## SET PROBLEM
Return the lines below exactly, from the first line to the line that contains "String(i + 1));". Leave out pictures.

## GIVEN INFORMATION

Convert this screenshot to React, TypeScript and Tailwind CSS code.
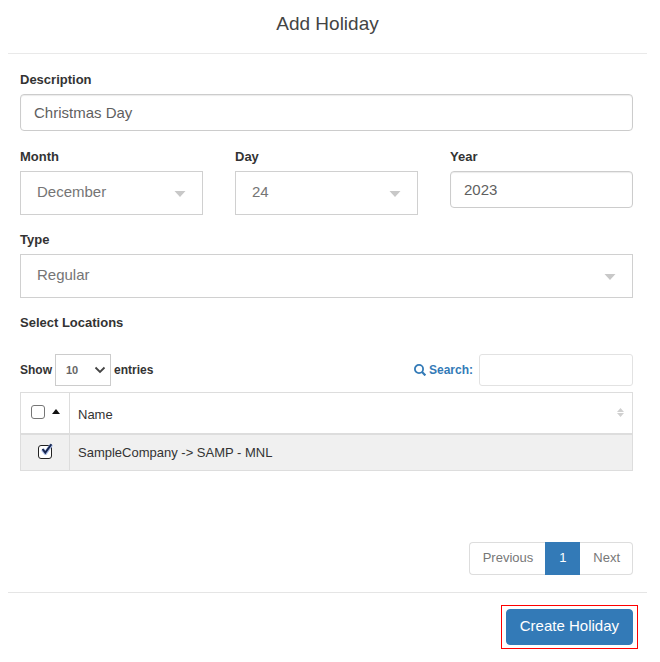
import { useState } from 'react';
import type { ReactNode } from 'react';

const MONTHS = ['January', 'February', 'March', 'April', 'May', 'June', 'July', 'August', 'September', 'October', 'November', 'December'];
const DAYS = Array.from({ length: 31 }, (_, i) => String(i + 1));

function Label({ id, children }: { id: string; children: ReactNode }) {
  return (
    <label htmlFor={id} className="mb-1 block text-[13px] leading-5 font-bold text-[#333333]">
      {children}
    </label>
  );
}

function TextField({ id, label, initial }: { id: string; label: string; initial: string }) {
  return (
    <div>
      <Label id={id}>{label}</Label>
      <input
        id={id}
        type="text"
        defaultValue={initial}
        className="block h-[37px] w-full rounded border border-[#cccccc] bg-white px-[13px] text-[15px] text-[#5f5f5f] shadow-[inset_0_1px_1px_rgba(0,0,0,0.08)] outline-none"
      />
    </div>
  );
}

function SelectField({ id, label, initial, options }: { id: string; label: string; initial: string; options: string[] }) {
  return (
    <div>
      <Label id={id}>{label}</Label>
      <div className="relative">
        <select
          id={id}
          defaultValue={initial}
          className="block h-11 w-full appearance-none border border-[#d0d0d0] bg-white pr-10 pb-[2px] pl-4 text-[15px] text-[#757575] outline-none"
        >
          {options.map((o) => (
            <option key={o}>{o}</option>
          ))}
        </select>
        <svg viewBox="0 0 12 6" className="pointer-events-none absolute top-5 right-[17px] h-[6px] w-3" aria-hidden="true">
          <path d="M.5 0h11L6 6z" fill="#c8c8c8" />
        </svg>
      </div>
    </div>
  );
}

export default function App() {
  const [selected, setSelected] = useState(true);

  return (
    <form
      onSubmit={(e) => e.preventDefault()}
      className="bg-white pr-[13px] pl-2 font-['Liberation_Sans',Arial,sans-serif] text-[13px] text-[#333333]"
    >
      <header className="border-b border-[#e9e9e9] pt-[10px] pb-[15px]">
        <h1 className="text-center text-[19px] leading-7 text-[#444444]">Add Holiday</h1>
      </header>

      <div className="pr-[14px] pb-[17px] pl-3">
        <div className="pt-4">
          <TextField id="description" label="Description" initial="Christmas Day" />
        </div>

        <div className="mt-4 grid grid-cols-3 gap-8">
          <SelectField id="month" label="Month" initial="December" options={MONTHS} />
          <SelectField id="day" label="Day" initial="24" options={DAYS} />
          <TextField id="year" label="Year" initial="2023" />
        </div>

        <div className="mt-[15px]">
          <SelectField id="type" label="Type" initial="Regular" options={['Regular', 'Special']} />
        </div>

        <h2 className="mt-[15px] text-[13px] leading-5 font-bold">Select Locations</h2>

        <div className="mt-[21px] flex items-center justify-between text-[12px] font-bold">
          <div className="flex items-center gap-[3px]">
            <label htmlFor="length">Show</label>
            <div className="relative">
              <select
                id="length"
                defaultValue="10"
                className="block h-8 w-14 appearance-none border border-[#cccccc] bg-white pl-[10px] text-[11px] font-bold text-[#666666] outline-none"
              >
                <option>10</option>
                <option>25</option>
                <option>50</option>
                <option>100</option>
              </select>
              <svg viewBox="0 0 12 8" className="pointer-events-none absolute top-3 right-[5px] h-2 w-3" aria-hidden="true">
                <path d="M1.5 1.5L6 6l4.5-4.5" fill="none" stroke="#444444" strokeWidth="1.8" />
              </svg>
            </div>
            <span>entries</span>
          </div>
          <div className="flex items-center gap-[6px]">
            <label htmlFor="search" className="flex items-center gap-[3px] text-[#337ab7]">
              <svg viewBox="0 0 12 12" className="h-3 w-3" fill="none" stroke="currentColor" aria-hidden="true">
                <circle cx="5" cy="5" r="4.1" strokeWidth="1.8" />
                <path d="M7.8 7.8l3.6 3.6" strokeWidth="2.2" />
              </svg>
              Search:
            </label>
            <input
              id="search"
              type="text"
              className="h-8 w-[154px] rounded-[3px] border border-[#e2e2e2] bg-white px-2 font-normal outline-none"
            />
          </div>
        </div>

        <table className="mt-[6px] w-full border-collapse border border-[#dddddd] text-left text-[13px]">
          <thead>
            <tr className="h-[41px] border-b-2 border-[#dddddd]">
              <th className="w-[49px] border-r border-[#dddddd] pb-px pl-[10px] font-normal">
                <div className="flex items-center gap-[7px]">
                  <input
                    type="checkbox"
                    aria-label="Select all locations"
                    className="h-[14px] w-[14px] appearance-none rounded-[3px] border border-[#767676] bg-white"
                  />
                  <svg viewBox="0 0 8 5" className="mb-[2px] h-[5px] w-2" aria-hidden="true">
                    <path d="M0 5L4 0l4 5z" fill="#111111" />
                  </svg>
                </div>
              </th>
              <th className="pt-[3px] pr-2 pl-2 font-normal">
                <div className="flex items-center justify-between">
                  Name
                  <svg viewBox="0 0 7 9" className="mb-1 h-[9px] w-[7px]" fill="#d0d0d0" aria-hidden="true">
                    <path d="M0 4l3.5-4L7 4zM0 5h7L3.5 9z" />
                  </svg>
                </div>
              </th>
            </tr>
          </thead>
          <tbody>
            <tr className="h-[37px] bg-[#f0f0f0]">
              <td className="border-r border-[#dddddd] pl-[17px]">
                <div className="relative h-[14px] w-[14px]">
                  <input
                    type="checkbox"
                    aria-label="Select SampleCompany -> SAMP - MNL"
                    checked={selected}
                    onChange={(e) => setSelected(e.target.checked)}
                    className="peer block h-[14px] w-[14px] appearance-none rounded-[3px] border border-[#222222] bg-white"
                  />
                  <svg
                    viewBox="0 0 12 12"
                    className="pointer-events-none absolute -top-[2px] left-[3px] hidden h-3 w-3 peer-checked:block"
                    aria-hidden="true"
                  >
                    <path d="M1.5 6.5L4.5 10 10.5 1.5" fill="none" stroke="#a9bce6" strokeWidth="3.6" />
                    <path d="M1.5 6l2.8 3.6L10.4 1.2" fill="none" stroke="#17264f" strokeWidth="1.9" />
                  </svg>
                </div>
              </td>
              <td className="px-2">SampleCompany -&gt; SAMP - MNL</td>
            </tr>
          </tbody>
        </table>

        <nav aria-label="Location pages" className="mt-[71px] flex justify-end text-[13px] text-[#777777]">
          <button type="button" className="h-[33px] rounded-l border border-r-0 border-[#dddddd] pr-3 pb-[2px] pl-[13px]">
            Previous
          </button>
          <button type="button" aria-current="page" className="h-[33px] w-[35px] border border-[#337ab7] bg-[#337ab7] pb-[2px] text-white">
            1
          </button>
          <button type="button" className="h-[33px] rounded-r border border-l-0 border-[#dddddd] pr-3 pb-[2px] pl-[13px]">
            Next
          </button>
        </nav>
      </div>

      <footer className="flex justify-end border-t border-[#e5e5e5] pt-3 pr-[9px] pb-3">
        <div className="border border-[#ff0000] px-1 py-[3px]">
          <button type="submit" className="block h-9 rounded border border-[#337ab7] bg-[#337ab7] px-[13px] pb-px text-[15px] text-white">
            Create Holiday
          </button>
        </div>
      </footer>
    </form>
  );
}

## ANSWER TO THE EXERCISE
Convert this screenshot to React, TypeScript and Tailwind CSS code.
import { useState } from 'react';
import type { ReactNode } from 'react';

const MONTHS = ['January', 'February', 'March', 'April', 'May', 'June', 'July', 'August', 'September', 'October', 'November', 'December'];
const DAYS = Array.from({ length: 31 }, (_, i) => String(i + 1));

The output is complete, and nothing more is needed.